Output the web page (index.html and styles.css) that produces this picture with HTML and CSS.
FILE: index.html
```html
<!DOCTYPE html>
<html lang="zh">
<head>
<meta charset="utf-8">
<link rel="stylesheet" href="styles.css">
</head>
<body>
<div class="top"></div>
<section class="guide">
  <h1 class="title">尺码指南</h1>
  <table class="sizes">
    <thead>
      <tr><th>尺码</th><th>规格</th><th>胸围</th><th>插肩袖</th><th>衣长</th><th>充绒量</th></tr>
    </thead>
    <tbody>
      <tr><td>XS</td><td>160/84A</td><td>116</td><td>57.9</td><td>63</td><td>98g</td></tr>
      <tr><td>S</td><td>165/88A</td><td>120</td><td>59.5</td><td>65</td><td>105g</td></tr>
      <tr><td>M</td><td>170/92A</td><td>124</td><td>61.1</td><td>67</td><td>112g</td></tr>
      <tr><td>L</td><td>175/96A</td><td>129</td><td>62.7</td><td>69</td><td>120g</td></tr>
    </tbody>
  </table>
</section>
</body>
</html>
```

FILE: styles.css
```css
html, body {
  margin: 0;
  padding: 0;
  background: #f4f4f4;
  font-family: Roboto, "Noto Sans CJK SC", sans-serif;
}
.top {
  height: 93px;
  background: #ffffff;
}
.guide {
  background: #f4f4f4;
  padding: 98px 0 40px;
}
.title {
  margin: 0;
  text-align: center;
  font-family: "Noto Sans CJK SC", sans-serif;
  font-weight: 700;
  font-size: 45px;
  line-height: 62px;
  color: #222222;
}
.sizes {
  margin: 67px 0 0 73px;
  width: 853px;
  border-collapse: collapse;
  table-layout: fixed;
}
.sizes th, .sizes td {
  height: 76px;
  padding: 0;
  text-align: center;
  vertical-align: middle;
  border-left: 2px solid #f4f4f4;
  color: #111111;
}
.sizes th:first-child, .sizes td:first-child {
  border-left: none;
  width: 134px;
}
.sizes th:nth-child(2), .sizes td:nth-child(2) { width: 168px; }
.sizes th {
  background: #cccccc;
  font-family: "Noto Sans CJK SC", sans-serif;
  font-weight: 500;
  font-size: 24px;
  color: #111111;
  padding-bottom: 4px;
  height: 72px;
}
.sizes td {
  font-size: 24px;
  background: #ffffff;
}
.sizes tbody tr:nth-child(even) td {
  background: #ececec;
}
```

Your instructions. Output the listing above exactly as it appears.

The output.
Output the web page (index.html and styles.css) that produces this picture with HTML and CSS.
FILE: index.html
```html
<!DOCTYPE html>
<html lang="zh">
<head>
<meta charset="utf-8">
<link rel="stylesheet" href="styles.css">
</head>
<body>
<div class="top"></div>
<section class="guide">
  <h1 class="title">尺码指南</h1>
  <table class="sizes">
    <thead>
      <tr><th>尺码</th><th>规格</th><th>胸围</th><th>插肩袖</th><th>衣长</th><th>充绒量</th></tr>
    </thead>
    <tbody>
      <tr><td>XS</td><td>160/84A</td><td>116</td><td>57.9</td><td>63</td><td>98g</td></tr>
      <tr><td>S</td><td>165/88A</td><td>120</td><td>59.5</td><td>65</td><td>105g</td></tr>
      <tr><td>M</td><td>170/92A</td><td>124</td><td>61.1</td><td>67</td><td>112g</td></tr>
      <tr><td>L</td><td>175/96A</td><td>129</td><td>62.7</td><td>69</td><td>120g</td></tr>
    </tbody>
  </table>
</section>
</body>
</html>
```

FILE: styles.css
```css
html, body {
  margin: 0;
  padding: 0;
  background: #f4f4f4;
  font-family: Roboto, "Noto Sans CJK SC", sans-serif;
}
.top {
  height: 93px;
  background: #ffffff;
}
.guide {
  background: #f4f4f4;
  padding: 98px 0 40px;
}
.title {
  margin: 0;
  text-align: center;
  font-family: "Noto Sans CJK SC", sans-serif;
  font-weight: 700;
  font-size: 45px;
  line-height: 62px;
  color: #222222;
}
.sizes {
  margin: 67px 0 0 73px;
  width: 853px;
  border-collapse: collapse;
  table-layout: fixed;
}
.sizes th, .sizes td {
  height: 76px;
  padding: 0;
  text-align: center;
  vertical-align: middle;
  border-left: 2px solid #f4f4f4;
  color: #111111;
}
.sizes th:first-child, .sizes td:first-child {
  border-left: none;
  width: 134px;
}
.sizes th:nth-child(2), .sizes td:nth-child(2) { width: 168px; }
.sizes th {
  background: #cccccc;
  font-family: "Noto Sans CJK SC", sans-serif;
  font-weight: 500;
  font-size: 24px;
  color: #111111;
  padding-bottom: 4px;
  height: 72px;
}
.sizes td {
  font-size: 24px;
  background: #ffffff;
}
.sizes tbody tr:nth-child(even) td {
  background: #ececec;
}
```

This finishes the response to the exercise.